A startling new study from the University of Auckland has been gathering attention in recent days, reported on internationally in newspapers and blogs. Drawing on nearly twenty years’ worth of medical records from the Swedish Birth Register and including 13,400 pairs of sisters, the researchers found that the first-borns were bigger babies and taller, heavier adults — 40 percent more likely to be obese and 29 percent more likely to be overweight than their younger sisters.
Wayne Cutfield, the lead author on the study, suggested that the differences are related to changes in the blood supply to the mother’s placenta between her first and second pregnancy; women’s blood vessels may be narrower during first pregnancies, restricting the flow of nutrients to the fetus and setting the baby up for less effective regulation of glucose and fat down the line. Or the differences could be environmental; parents might be more likely to indulge and overfeed their first child.
The paper was published in the Journal of Epidemiology and Community Health, and it’s been picked up this week by CBS, The Washington Post, The LA Times and others. Readers have jumped to use the findings to explain their own families and waistlines. “My older sister is, in fact overweight and has struggled with weight issues her entire life. On the other hand, it’s not been a problem for me, the youngest,” notes a commenter at Yahoo. “My Ex’s elder sister ballooned up…youngest sister of that clan stayed tall and trim,” writes another.
The study of birth order has a long and dubious history in psychology. Since the nineteenth century, birth order has been used to explain not just physical traits but personality, intelligence and even mate choice of adult siblings. Some of these ideas have become embedded in the popular imagination: that first children are bossy, that last children are immature. First children are said to have higher IQs and to score higher on measures of extroversion, agreeableness and conscientiousness than their siblings; last-borns have been found to be demanding, irresponsible and less intelligent.
But many of the early studies—the ones that launched the idea that birth order matters—didn’t control for important variables like family size and socioeconomic status. Better-off families tend to have fewer children, so a greater proportion of first-borns come from more affluent backgrounds—a much more important variable in life outcomes. As Scientific American points out, the fact that 21 of the first 23 astronauts to make it into space were firstborn— which is often trotted out as evidence that first-borns are especially intelligent and risk-taking—is more likely a reflection of their more comfortable upbringing.

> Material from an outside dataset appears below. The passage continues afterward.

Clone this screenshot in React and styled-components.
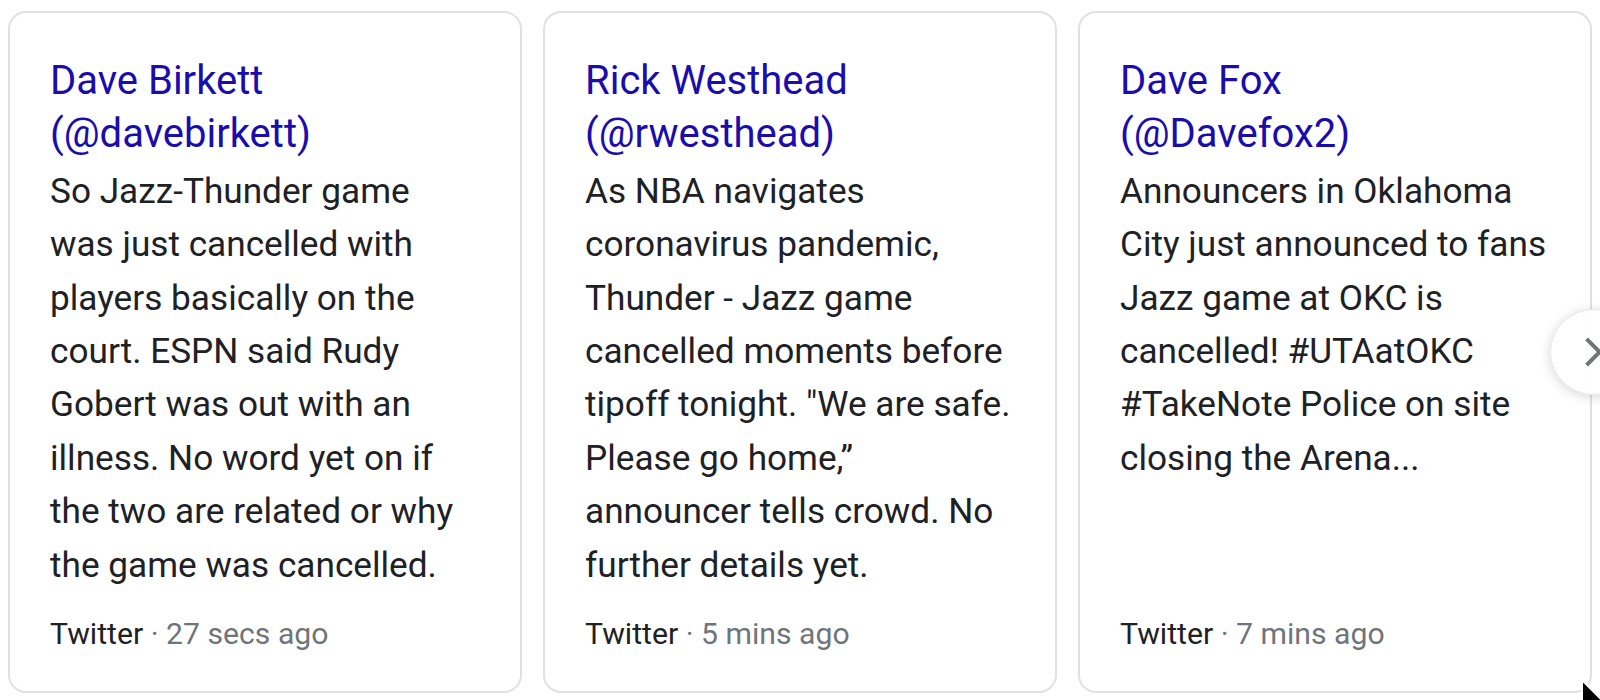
import React from "react";
import styled, { createGlobalStyle } from "styled-components";

const Global = createGlobalStyle`
  html, body {
    margin: 0;
    padding: 0;
    background: #ffffff;
    overflow: hidden;
  }
  body {
    font-family: Roboto, "Liberation Sans", Arial, sans-serif;
  }
`;

const Page = styled.div`
  padding: 11px 8px;
  width: 1600px;
  height: 700px;
  box-sizing: border-box;
  position: relative;
`;

const Carousel = styled.div`
  position: relative;
  display: flex;
  gap: 21px;
  align-items: stretch;
`;

const Card = styled.div`
  flex: 0 0 514px;
  box-sizing: border-box;
  border: 2px solid #dfe1e5;
  border-radius: 18px;
  padding: 41px 40px 37px 40px;
  display: flex;
  flex-direction: column;
  background: #fff;
`;

const Author = styled.a`
  display: block;
  color: #1a0dab;
  font-size: 40px;
  line-height: 53.4px;
  text-decoration: none;
`;

const AuthorLine = styled.span`
  display: block;
`;

const Body = styled.div`
  margin-top: 4px;
  color: #202124;
  font-size: 35.2px;
  line-height: 53.4px;
`;

const Footer = styled.div`
  margin-top: auto;
  padding-top: 22px;
  font-size: 30.2px;
  line-height: 40px;
  color: #202124;
  white-space: nowrap;
`;

const Time = styled.span`
  color: #70757a;
`;

const NextButton = styled.button`
  position: absolute;
  top: 50%;
  right: -44px;
  transform: translateY(-50%);
  width: 86px;
  height: 86px;
  border-radius: 50%;
  border: 1px solid #e6e6e6;
  background: rgba(255, 255, 255, 0.96);
  box-shadow: 0 2px 12px rgba(0, 0, 0, 0.16);
  padding: 0;
  display: flex;
  align-items: center;
  justify-content: center;
  cursor: pointer;
`;

const Cursor = styled.svg`
  position: absolute;
  left: 1581px;
  top: 679px;
  pointer-events: none;
`;

const tweets = [
  {
    name: "Dave Birkett",
    handle: "(@davebirkett)",
    text:
      "So Jazz-Thunder game was just cancelled with players basically on the court. ESPN said Rudy Gobert was out with an illness. No word yet on if the two are related or why the game was cancelled.",
    time: "27 secs ago",
  },
  {
    name: "Rick Westhead",
    handle: "(@rwesthead)",
    text:
      "As NBA navigates coronavirus pandemic, Thunder - Jazz game cancelled moments before tipoff tonight. \"We are safe. Please go home,\u201D announcer tells crowd. No further details yet.",
    time: "5 mins ago",
  },
  {
    name: "Dave Fox",
    handle: "(@Davefox2)",
    text:
      "Announcers in Oklahoma City just announced to fans Jazz game at OKC is cancelled! #UTAatOKC #TakeNote Police on site closing the Arena...",
    time: "7 mins ago",
  },
];

export default function App() {
  return (
    <>
      <Global />
      <Page>
        <Carousel>
          {tweets.map((t) => (
            <Card key={t.handle}>
              <Author href="#">
                <AuthorLine>{t.name}</AuthorLine>
                <AuthorLine>{t.handle}</AuthorLine>
              </Author>
              <Body>{t.text}</Body>
              <Footer>
                Twitter<Time> · {t.time}</Time>
              </Footer>
            </Card>
          ))}
          <NextButton aria-label="Next">
            <svg width="40" height="40" viewBox="0 0 24 24">
              <path
                d="M9 5l7 7-7 7"
                fill="none"
                stroke="#70757a"
                strokeWidth="2.4"
                strokeLinecap="square"
              />
            </svg>
          </NextButton>
        </Carousel>
        <Cursor width="26" height="38" viewBox="0 0 26 38">
          <path
            d="M1 1 L1 30 L8 23.5 L13 35 L17.5 33 L12.5 22 L22 22 Z"
            fill="#000"
            stroke="#fff"
            strokeWidth="2"
            strokeLinejoin="round"
          />
        </Cursor>
      </Page>
    </>
  );
}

Just last month, psychologists at the University of Illinois at Urbana-Champaign found that although there were consistent differences in IQ and personality across a wide sample of siblings, those differences were so small that they really didn’t matter. The study, which was reported in the Journal of Research in Personality, took into account 377,000 U.S. high school students and controlled for factors like family size and socioeconomic status. Although first-borns in this sample did have higher IQs, that advantage came down to a single point. And while that’s statistically significant, it’s imperceptible in real life. They also found, in keeping with other research, that first-borns were indeed more extroverted and agreeable— but Brent Roberts, who led the study, described the difference as “infinitesimally small.”
Though Roberts and his co-author, Rodica Damian, both praised the large sample size and methodology of the new Swedish sisters study, they cautioned against reading too much into it.
“Statistical significance is not a very good criterion for determining whether an effect is important,” said Roberts. “From what I can tell the effect appears to be very small.” The height difference in the adult sisters, for example, amounted to just about a millimeter. The study also reported that older sisters’ BMI was 2.4 percent higher during early pregnancy. “Does a 2.5 percent increase in BMI translate into meaningful health outcomes?” asked Roberts. He also pointed out that the focus on BMI could be misleading. “Waist circumference or direct measures of body fat would be preferable,” he said.
Overly deterministic interpretations (“Having trouble with your diet? Blame your siblings,” suggests Elle) can be not just pointless, but actually counterproductive, Damian warned.
“Just because we have this study, we should not look at weight in a deterministic fashion (e.g., ok, I’m a first-born, so this means I don’t need to exercise or eat healthy because I’m doomed anyway).”